Reductions and Scans

Chapel provides reduction and scan expressions that apply operators to aggregate expressions in stylized ways. Reduction expressions collapse the aggregate’s values down to a summary value. Scan expressions compute an aggregate of results where each result value stores the result of a reduction applied to all of the elements in the aggregate up to that expression. Chapel provides a number of predefined reduction and scan operators, and also supports a mechanism for the user to define additional reductions and scans (User-Defined Reductions and Scans).

Reduction Expressions

A reduction expression applies a reduction operator to an aggregate expression, collapsing the aggregate’s dimensions down into a result value (typically a scalar or summary expression that is independent of the input aggregate’s size). For example, a sum reduction computes the sum of all the elements in the input aggregate expression.

The syntax for a reduction expression is given by:

reduce-expression:
  reduce-scan-operator 'reduce' iteratable-expression
  class-type 'reduce' iteratable-expression

reduce-scan-operator: one of
  + * && || & | ^ 'min' 'max' 'minmax' 'minloc' 'maxloc'

Chapel’s predefined reduction operators are defined by reduce-scan-operator above. In order, they are: sum, product, logical-and, logical-or, bitwise-and, bitwise-or, bitwise-exclusive-or, minimum, maximum, minimum-and-maximum, minimum-with-location, and maximum-with-location. The minimum reduction returns the minimum value as defined by the < operator. The maximum reduction returns the maximum value as defined by the > operator. The minimum-and-maximum reduction returns a tuple with the first component being the result of the minimum reduction and the second component being the result of the maximum reduction. The minimum-with-location reduction returns the lowest index position with the minimum value (as defined by the < operator). The maximum-with-location reduction returns the lowest index position with the maximum value (as defined by the > operator). When a minimum, maximum, minimum-and-maximum, minimum-with-location, or maximum-with-location reduction encounters a NaN, the result is or contains a NaN.

The expression on the right-hand side of the reduce keyword can be of any type that can be iterated over, provided the reduction operator can be applied to the values yielded by the iteration. For example, the bitwise-and operator can be applied to arrays of boolean or integral types to compute the bitwise-and of all the values in the array.

For the minimum-with-location and maximum-with-location reductions, the argument on the right-hand side of the reduce keyword must be a 2-tuple. Its first component is the collection of values for which the minimum/maximum value is to be computed. The second argument component is a collection of indices with the same size and shape that provides names for the locations of the values in the first component.
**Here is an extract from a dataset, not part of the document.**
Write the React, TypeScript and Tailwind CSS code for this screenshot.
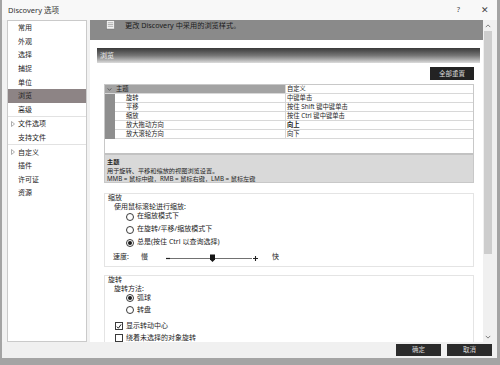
import React from "react";

type NavItem = { label: string; expandable?: boolean; selected?: boolean; sepAfter?: boolean };

const navItems: NavItem[] = [
  { label: "常用" },
  { label: "外观" },
  { label: "选择" },
  { label: "捕捉" },
  { label: "单位" },
  { label: "浏览", selected: true },
  { label: "高级", sepAfter: true },
  { label: "文件选项", expandable: true },
  { label: "支持文件", sepAfter: true },
  { label: "自定义", expandable: true },
  { label: "插件" },
  { label: "许可证" },
  { label: "资源" },
];

const gridRows = [
  { label: "旋转", value: "中键单击" },
  { label: "平移", value: "按住 Shift 键中键单击" },
  { label: "缩放", value: "按住 Ctrl 键中键单击" },
  { label: "放大拖动方向", value: "向上", bold: true },
  { label: "放大滚轮方向", value: "向下" },
];

function Radio({ checked }: { checked?: boolean }) {
  return (
    <span className="w-[8px] h-[8px] rounded-full border border-[#3a3a3a] bg-white flex items-center justify-center shrink-0">
      {checked && <span className="w-[4px] h-[4px] rounded-full bg-[#1a1a1a]" />}
    </span>
  );
}

function Check({ checked }: { checked?: boolean }) {
  return (
    <span className="w-[8px] h-[8px] border border-[#3a3a3a] bg-white flex items-center justify-center shrink-0">
      {checked && (
        <svg viewBox="0 0 8 8" className="w-[7px] h-[7px]">
          <path d="M1.2 4.2 L3.2 6.3 L6.8 1.2" stroke="#111" strokeWidth="1.3" fill="none" />
        </svg>
      )}
    </span>
  );
}

function Chevron({ up }: { up?: boolean }) {
  return (
    <svg viewBox="0 0 8 5" className="w-[6px] h-[4px]">
      <path d={up ? "M1 4 L4 1 L7 4" : "M1 1 L4 4 L7 1"} stroke="#555" strokeWidth="1" fill="none" />
    </svg>
  );
}

export default function App() {
  return (
    <div className="w-[500px] h-[365px] overflow-hidden bg-[#a4a4a4] pl-[2px] pr-[3px] pb-[7px] font-['Noto_Sans','Noto_Sans_CJK_SC',sans-serif] text-[#1e1e1e]">
      <div className="h-full flex flex-col bg-[#f2f2f2]">
        {/* title bar */}
        <div className="h-[20px] shrink-0 flex items-center bg-[#f8f8f8]">
          <span className="pl-[6px] text-[7.5px] leading-[10px] text-[#333]">Discovery 选项</span>
          <div className="ml-auto flex items-center text-[#444]">
            <span className="text-[7.5px] mr-[21px]">?</span>
            <span className="text-[9px] mr-[8px]">✕</span>
          </div>
        </div>

        {/* body */}
        <div className="h-[322px] shrink-0 flex">
          {/* nav */}
          <div className="ml-[5px] w-[80px] border border-[#cacaca] bg-white text-[7px]">
            {navItems.map((item) => (
              <div key={item.label} className={item.sepAfter ? "border-b border-[#e2e2e2]" : ""}>
                <div
                  className={`h-[13.6px] flex items-center pl-[10px] relative ${
                    item.selected ? "bg-[#8d8485]" : ""
                  }`}
                >
                  {item.expandable && (
                    <svg viewBox="0 0 4 6" className="absolute left-[3px] w-[4px] h-[6px]">
                      <path d="M0.5 0.5 L3.5 3 L0.5 5.5 Z" stroke="#9a9a9a" strokeWidth="0.8" fill="none" />
                    </svg>
                  )}
                  <span className="leading-[9px]">{item.label}</span>
                </div>
              </div>
            ))}
          </div>

          {/* right panel */}
          <div className="ml-[3px] flex-1 flex bg-white">
            <div className="flex-1 overflow-hidden flex flex-col">
              {/* header band */}
              <div className="h-[20px] shrink-0 bg-[#8a8a8a] flex items-start">
                <svg viewBox="0 0 10 10" className="ml-[16px] w-[9px] h-[10px]">
                  <rect x="0.5" y="0" width="9" height="9.5" fill="#f2f2f2" stroke="#6d6d6d" strokeWidth="0.6" />
                  <path d="M2 2.5 H8 M2 4.5 H8 M2 6.5 H8" stroke="#8a8a8a" strokeWidth="0.7" />
                </svg>
                <span className="ml-[10px] mt-[1px] text-[7.2px] leading-[9px] text-[#1a1a1a]">
                  更改 Discovery 中采用的浏览样式。
                </span>
              </div>

              {/* section bar */}
              <div className="mt-[8px] ml-[7px] mr-[3px] h-[15px] shrink-0 bg-gradient-to-b from-[#3a3a3a] via-[#767676] to-[#dcdcdc] flex items-center">
                <span className="pl-[3px] text-[7px] leading-[9px] text-[#eeeeee]">浏览</span>
              </div>

              {/* reset button */}
              <div className="mt-[4px] shrink-0 flex justify-end pr-[9px]">
                <div className="w-[44px] h-[13px] bg-[#232323] flex items-center justify-center text-[6.5px] text-[#dcdcdc]">
                  全部重置
                </div>
              </div>

              {/* property grid */}
              <div className="mt-[4px] ml-[14px] mr-[9px] h-[99px] shrink-0 border border-[#c8c8c8] flex flex-col text-[6.3px] leading-[8px]">
                <div className="h-[9px] flex border-b border-[#d8d8d8]">
                  <div className="w-[180px] bg-[#a3a3a3] flex items-center">
                    <svg viewBox="0 0 6 4" className="ml-[2px] w-[5px] h-[3px]">
                      <path d="M0.5 0.5 L3 3.2 L5.5 0.5" stroke="#333" strokeWidth="0.8" fill="none" />
                    </svg>
                    <span className="ml-[4px]">主题</span>
                  </div>
                  <div className="flex-1 pl-[1px] border-l border-[#d8d8d8] flex items-center">自定义</div>
                </div>
                {gridRows.map((r) => (
                  <div key={r.label} className="h-[9px] flex">
                    <div className="w-[10px] bg-[#8e8e8e]" />
                    <div className="w-[170px] pl-[11px] border-b border-[#d8d8d8] flex items-center">{r.label}</div>
                    <div
                      className={`flex-1 pl-[1px] border-l border-b border-[#d8d8d8] flex items-center ${
                        r.bold ? "font-bold" : ""
                      }`}
                    >
                      {r.value}
                    </div>
                  </div>
                ))}
                <div className="flex-1" />
                <div className="h-[2px] bg-[#c2c2c2]" />
                <div className="h-[27px] bg-[#d9d9d9] pt-[3px] pl-[2px] text-[6.2px] leading-[8.5px] overflow-hidden">
                  <div className="font-bold">主题</div>
                  <div>用于旋转、平移和缩放的视图浏览设置。</div>
                  <div>MMB = 鼠标中键，RMB = 鼠标右键，LMB = 鼠标左键</div>
                </div>
              </div>

              {/* zoom group */}
              <div className="mt-[10px] ml-[14px] mr-[9px] shrink-0 border border-[#e4e4e4] text-[7px]">
                <div className="h-[8px] leading-[8px] pl-[3px]">缩放</div>
                <div className="h-[7px] leading-[7px] pl-[9px] mt-[1px]">使用鼠标滚轮进行缩放:</div>
                <div className="h-[13px] flex items-center pl-[21px] gap-[3px]">
                  <Radio />
                  <span>在缩放模式下</span>
                </div>
                <div className="h-[13px] flex items-center pl-[21px] gap-[3px]">
                  <Radio />
                  <span>在旋转/平移/缩放模式下</span>
                </div>
                <div className="h-[13px] flex items-center pl-[21px] gap-[3px]">
                  <Radio checked />
                  <span>总是(按住 Ctrl 以查询选择)</span>
                </div>
                <div className="h-[17px] flex items-center pl-[8px]">
                  <span className="w-[28px]">速度:</span>
                  <span className="w-[22px]">慢</span>
                  <svg viewBox="0 0 100 10" className="w-[100px] h-[10px]">
                    <path d="M3 5.5 H7" stroke="#222" strokeWidth="1.2" />
                    <path d="M7 5.5 H89" stroke="#333" strokeWidth="0.7" />
                    <path d="M47 1.5 H52 V6.5 L49.5 9 L47 6.5 Z" fill="#151515" />
                    <path d="M90 5.5 H95 M92.5 3 V8" stroke="#222" strokeWidth="1.1" />
                  </svg>
                  <span className="ml-[9px]">快</span>
                </div>
              </div>

              {/* rotate group */}
              <div className="mt-[8px] ml-[14px] mr-[9px] h-[80px] shrink-0 border border-[#e4e4e4] text-[7px]">
                <div className="h-[8px] leading-[8px] pl-[3px]">旋转</div>
                <div className="h-[7px] leading-[7px] pl-[9px] mt-[1px]">旋转方法:</div>
                <div className="h-[12px] flex items-center pl-[21px] gap-[3px]">
                  <Radio checked />
                  <span>弧球</span>
                </div>
                <div className="h-[12px] flex items-center pl-[21px] gap-[3px]">
                  <Radio />
                  <span>转盘</span>
                </div>
                <div className="mt-[4px] h-[12px] flex items-center pl-[10px] gap-[3px]">
                  <Check checked />
                  <span>显示转动中心</span>
                </div>
                <div className="h-[12px] flex items-center pl-[10px] gap-[3px]">
                  <Check />
                  <span>绕着未选择的对象旋转</span>
                </div>
              </div>
            </div>

            {/* scrollbar */}
            <div className="w-[14px] bg-[#f0f0f0] flex flex-col items-start">
              <div className="h-[11px] w-[10px] flex items-center justify-center">
                <Chevron up />
              </div>
              <div className="ml-[1px] w-[8px] h-[223px] bg-[#cdcdcd]" />
              <div className="flex-1" />
              <div className="h-[11px] w-[10px] flex items-center justify-center">
                <Chevron />
              </div>
            </div>
          </div>
        </div>

        {/* footer */}
        <div className="h-[16px] shrink-0 flex items-center justify-end gap-[6px] pr-[5px] bg-[#f0f0f0]">
          <div className="w-[45px] h-[12px] bg-[#2b2b2b] flex items-center justify-center text-[6.5px] text-[#d8d8d8]">
            确定
          </div>
          <div className="w-[45px] h-[12px] bg-[#2b2b2b] flex items-center justify-center text-[6.5px] text-[#d8d8d8]">
            取消
          </div>
        </div>
      </div>
    </div>
  );
}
The reduction returns a tuple containing the minimum/maximum value in the first argument component and the value at the corresponding location in the second argument component.

Example (reduce-loc.chpl).

The first line below computes the smallest element in an array A as well as its index, storing the results in minA and minALoc, respectively. It then computes the largest element in a forall expression making calls to a function foo(), storing the value and its number in maxVal and maxValNum.

var (minA, minALoc) = minloc reduce zip(A, A.domain);
var (maxVal, maxValNum) = maxloc reduce zip([i in 1..n] foo(i), 1..n);

User-defined reductions are specified by preceding the keyword reduce by the class type that implements the reduction interface as described in User-Defined Reductions and Scans.

Scan Expressions

A scan expression applies a scan operator to an aggregate expression, resulting in an aggregate expression of the same size and shape. The output values represent the result of the operator applied to all elements up to and including the corresponding element in the input.

The syntax for a scan expression is given by:

scan-expression:
  reduce-scan-operator 'scan' iteratable-expression
  class-type 'scan' iteratable-expression

The predefined scans are defined by reduce-scan-operator. These are identical to the predefined reductions and are described in Reduction Expressions.

The expression on the right-hand side of the scan can be of any type that can be iterated over and to which the operator can be applied.

Example.

Given an array

var A: [1..3] int = 1;

that is initialized such that each element contains one, then the code

writeln(+ scan A);

outputs the results of scanning the array with the sum operator. The output is

1 2 3

User-defined scans are specified by preceding the keyword scan by the class type that implements the scan interface as described in User-Defined Reductions and Scans.

Configuration Constants for Default Data Parallelism

The following configuration constants are provided to control the degree of data parallelism over ranges, default domains, and default arrays:

Config Const

Type

Default

dataParTasksPerLocale

int

top level .maxTaskPar   (see Locale Methods)

dataParIgnoreRunningTasks

bool

true

dataParMinGranularity

int

1

The configuration constant dataParTasksPerLocale specifies the number of tasks to use when executing a forall loop over a range, default domain, or default array. The actual number of tasks may be fewer depending on the other two configuration constants. A value of zero results in using the default value.

The configuration constant dataParIgnoreRunningTasks, when true, has no effect on the number of tasks to use to execute the forall loop. When false, the number of tasks per locale is decreased by the number of tasks that are already running on the locale, with a minimum value of one.

The configuration constant dataParMinGranularity specifies the minimum number of iterations per task created. The number of tasks is decreased so that the number of iterations per task is never less than the specified value.

For distributed domains and arrays that have these same configuration constants (e.g., Block and Cyclic distributions), these same module level configuration constants are used to specify their default behavior within each locale.